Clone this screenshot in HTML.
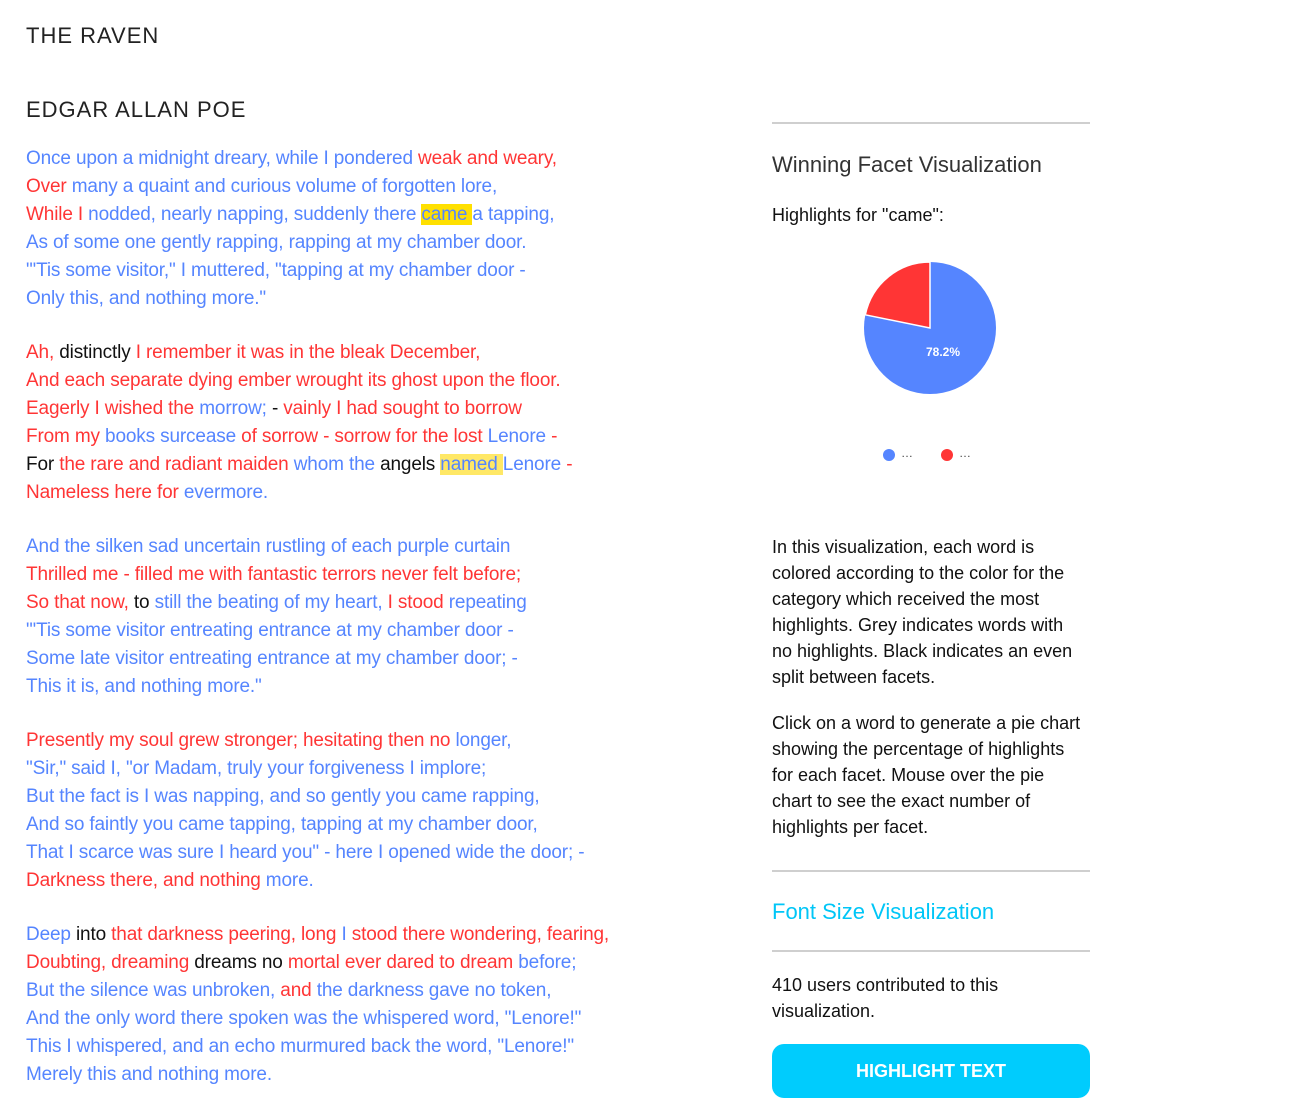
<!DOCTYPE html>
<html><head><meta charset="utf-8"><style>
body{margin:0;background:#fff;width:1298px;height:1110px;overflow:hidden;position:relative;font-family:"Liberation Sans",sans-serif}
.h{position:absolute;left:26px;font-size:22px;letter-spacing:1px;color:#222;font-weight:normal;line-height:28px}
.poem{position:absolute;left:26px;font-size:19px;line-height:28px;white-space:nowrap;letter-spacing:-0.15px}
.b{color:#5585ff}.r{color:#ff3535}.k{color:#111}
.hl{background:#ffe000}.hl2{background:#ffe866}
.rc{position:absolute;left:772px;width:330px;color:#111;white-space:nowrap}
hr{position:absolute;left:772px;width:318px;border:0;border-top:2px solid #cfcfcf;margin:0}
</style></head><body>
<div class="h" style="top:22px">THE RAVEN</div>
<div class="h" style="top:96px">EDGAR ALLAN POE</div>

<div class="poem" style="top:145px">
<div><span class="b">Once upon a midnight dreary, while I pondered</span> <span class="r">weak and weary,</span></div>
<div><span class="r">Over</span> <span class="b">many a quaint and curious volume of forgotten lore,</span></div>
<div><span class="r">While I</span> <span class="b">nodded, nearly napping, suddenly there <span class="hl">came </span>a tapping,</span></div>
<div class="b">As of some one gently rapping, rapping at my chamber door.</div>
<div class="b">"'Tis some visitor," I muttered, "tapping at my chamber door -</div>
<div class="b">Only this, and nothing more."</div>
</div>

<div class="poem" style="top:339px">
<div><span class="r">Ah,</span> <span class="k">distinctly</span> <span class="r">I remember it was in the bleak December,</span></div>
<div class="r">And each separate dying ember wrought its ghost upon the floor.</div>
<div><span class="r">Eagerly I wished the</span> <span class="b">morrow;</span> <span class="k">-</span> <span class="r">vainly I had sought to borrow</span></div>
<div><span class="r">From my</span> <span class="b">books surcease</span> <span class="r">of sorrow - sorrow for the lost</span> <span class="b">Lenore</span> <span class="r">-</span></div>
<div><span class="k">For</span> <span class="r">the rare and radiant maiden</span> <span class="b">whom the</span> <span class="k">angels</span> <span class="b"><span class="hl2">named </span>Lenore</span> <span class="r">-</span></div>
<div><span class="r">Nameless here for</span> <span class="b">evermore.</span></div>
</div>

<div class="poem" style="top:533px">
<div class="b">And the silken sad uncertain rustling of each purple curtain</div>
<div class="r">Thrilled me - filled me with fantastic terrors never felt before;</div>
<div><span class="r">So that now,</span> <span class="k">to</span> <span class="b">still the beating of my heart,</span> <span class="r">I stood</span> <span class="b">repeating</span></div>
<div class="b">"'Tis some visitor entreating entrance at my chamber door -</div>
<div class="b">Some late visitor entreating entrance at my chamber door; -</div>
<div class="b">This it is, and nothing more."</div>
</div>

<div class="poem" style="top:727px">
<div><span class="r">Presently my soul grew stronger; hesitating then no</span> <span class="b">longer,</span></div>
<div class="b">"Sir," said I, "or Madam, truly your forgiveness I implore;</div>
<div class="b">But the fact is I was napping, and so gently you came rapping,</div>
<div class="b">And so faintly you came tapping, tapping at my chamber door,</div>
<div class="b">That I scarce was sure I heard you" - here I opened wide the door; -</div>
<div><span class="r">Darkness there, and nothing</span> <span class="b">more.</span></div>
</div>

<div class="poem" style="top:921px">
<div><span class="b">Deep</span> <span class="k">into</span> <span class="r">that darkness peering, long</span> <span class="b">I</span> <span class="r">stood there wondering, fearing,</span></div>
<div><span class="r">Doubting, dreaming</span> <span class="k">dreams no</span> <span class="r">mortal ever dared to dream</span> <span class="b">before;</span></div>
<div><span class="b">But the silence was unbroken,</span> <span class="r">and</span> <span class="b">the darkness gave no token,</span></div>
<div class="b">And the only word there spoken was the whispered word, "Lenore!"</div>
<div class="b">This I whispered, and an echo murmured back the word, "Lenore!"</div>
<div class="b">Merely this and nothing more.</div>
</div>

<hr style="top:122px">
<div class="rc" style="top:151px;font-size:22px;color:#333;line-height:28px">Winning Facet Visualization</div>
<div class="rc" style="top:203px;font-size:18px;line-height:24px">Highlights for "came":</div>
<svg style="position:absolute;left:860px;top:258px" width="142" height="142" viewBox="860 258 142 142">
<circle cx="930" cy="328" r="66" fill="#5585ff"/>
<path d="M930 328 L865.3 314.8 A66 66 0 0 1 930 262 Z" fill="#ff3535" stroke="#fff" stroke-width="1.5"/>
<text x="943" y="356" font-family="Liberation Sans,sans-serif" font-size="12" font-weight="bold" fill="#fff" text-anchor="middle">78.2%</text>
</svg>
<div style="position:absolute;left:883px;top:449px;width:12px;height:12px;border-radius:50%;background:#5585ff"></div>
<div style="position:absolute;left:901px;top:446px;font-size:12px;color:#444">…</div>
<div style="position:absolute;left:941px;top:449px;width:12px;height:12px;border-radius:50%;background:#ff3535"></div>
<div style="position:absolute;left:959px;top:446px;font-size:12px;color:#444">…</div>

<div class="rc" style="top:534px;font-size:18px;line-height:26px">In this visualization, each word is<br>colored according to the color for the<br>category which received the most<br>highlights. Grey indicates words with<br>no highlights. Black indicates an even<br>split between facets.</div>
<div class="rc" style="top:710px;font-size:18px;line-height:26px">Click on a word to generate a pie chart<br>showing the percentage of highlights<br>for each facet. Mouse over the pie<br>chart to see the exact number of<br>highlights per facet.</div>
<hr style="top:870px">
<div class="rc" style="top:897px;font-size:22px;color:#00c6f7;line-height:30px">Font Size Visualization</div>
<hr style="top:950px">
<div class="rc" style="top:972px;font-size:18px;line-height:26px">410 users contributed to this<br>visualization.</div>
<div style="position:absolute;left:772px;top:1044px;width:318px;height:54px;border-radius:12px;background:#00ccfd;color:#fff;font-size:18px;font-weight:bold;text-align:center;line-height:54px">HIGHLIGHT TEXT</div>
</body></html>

============

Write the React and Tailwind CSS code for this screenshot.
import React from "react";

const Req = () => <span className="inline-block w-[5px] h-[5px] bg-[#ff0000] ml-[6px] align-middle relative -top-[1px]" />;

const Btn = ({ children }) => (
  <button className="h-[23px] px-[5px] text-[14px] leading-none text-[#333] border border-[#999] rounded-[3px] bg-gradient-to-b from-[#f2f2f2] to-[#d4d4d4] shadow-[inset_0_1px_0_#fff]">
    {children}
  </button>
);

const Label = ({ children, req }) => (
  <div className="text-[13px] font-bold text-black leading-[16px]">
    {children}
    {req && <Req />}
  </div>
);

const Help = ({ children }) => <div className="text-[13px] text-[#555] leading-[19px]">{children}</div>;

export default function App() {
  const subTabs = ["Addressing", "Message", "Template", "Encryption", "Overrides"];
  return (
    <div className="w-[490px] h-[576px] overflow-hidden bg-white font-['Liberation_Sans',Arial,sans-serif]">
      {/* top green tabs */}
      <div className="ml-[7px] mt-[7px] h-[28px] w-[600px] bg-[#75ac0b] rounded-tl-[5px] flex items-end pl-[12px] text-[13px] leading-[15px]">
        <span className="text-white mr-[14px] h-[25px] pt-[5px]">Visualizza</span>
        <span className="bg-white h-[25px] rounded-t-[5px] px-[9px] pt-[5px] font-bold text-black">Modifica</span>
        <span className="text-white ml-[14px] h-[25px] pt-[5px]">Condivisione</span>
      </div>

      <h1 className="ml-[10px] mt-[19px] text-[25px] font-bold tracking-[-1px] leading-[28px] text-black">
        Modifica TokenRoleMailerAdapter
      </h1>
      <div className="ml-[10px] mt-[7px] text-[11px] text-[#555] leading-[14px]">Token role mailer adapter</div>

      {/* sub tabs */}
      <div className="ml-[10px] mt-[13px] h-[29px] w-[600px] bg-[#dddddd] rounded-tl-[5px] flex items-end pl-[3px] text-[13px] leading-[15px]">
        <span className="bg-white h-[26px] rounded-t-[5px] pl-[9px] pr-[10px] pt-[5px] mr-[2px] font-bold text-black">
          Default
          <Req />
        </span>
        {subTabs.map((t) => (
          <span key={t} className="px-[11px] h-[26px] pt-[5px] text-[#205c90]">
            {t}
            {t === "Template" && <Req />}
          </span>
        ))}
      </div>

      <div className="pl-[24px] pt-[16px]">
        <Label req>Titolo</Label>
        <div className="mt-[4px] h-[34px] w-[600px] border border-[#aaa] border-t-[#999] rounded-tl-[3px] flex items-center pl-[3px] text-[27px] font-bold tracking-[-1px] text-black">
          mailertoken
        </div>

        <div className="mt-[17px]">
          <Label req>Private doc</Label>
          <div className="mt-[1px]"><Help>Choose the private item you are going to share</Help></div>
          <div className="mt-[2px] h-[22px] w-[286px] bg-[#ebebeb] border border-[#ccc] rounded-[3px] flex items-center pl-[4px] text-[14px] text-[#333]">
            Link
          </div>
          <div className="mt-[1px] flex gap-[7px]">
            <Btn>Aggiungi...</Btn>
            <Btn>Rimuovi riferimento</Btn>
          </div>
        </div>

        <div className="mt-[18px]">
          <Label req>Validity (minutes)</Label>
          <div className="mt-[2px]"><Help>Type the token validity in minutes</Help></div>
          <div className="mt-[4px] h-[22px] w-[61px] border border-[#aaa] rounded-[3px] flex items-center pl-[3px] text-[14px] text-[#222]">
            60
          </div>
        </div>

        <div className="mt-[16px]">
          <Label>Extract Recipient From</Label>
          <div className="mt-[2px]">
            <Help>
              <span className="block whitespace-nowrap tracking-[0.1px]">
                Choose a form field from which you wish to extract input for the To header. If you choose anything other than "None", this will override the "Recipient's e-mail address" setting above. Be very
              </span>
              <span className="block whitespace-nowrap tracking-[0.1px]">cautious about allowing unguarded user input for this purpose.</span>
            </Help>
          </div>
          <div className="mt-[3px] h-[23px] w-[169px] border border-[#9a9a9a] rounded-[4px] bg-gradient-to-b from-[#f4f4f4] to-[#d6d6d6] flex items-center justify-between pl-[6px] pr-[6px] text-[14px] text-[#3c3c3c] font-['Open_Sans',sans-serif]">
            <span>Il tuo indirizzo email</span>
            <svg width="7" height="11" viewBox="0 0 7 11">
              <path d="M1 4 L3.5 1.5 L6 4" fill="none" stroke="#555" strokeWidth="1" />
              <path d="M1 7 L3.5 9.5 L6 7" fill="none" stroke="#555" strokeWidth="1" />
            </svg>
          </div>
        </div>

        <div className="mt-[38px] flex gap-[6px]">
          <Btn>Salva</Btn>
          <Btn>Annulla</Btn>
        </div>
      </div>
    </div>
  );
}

============

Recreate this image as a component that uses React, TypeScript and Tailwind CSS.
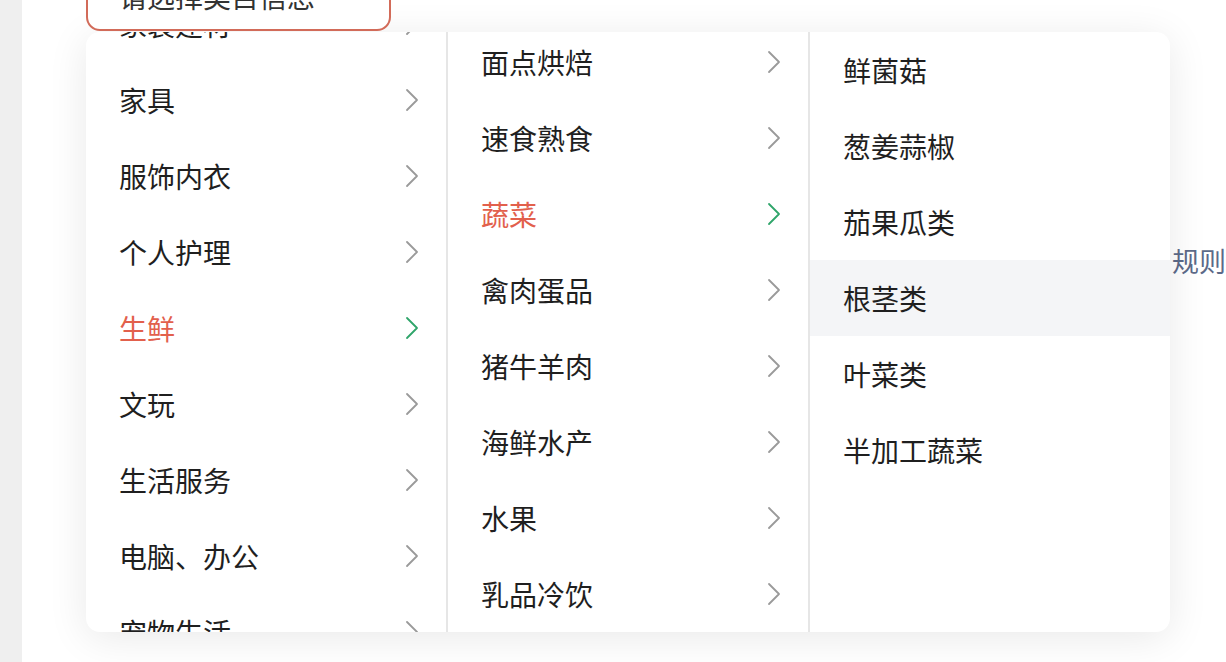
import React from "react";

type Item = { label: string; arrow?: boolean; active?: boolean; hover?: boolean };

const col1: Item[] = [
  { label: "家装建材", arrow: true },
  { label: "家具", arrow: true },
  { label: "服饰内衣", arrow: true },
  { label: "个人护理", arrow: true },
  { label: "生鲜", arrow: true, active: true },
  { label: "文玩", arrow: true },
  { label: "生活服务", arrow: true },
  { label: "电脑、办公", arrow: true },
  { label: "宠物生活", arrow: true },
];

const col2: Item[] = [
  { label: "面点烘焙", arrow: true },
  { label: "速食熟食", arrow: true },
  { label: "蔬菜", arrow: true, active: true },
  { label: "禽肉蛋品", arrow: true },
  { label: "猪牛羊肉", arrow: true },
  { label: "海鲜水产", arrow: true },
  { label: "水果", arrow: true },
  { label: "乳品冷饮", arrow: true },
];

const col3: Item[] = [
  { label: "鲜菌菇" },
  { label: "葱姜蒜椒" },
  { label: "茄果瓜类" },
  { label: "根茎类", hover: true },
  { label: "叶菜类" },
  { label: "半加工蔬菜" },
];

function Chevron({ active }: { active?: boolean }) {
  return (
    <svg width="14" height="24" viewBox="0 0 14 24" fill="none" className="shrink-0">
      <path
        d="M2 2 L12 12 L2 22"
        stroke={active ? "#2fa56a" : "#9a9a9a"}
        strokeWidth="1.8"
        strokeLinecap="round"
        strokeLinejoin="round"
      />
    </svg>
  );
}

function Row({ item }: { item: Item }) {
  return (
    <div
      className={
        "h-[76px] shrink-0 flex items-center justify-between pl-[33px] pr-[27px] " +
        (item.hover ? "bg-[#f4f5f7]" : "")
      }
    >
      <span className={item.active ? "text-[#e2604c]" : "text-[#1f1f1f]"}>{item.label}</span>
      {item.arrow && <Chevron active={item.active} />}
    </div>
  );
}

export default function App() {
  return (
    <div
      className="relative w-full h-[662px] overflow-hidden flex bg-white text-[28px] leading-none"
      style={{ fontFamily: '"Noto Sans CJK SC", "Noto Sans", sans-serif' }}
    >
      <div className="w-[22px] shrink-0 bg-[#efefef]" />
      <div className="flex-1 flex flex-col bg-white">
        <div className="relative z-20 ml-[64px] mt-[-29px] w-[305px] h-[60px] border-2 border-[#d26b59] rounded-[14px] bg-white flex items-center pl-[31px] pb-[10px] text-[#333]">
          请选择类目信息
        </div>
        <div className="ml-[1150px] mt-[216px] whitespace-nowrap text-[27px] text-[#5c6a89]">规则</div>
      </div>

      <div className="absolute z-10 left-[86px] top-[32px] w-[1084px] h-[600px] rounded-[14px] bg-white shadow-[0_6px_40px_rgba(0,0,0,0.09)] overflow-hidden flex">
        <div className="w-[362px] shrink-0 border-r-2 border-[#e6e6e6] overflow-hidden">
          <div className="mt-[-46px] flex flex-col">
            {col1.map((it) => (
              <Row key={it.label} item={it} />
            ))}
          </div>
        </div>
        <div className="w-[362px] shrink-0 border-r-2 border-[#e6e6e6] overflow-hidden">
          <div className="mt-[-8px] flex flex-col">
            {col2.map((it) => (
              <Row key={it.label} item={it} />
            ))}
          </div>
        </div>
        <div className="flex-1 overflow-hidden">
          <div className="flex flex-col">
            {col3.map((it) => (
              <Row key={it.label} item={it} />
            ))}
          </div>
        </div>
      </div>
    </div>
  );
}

============

Prompt: From the records above, copy exactly the stretch from the line holding "Recreate this image" through the line holding "string; arrow?: boolean;", both ends included, without the pictures.

Correct result:
Recreate this image as a component that uses React, TypeScript and Tailwind CSS.
import React from "react";

type Item = { label: string; arrow?: boolean; active?: boolean; hover?: boolean };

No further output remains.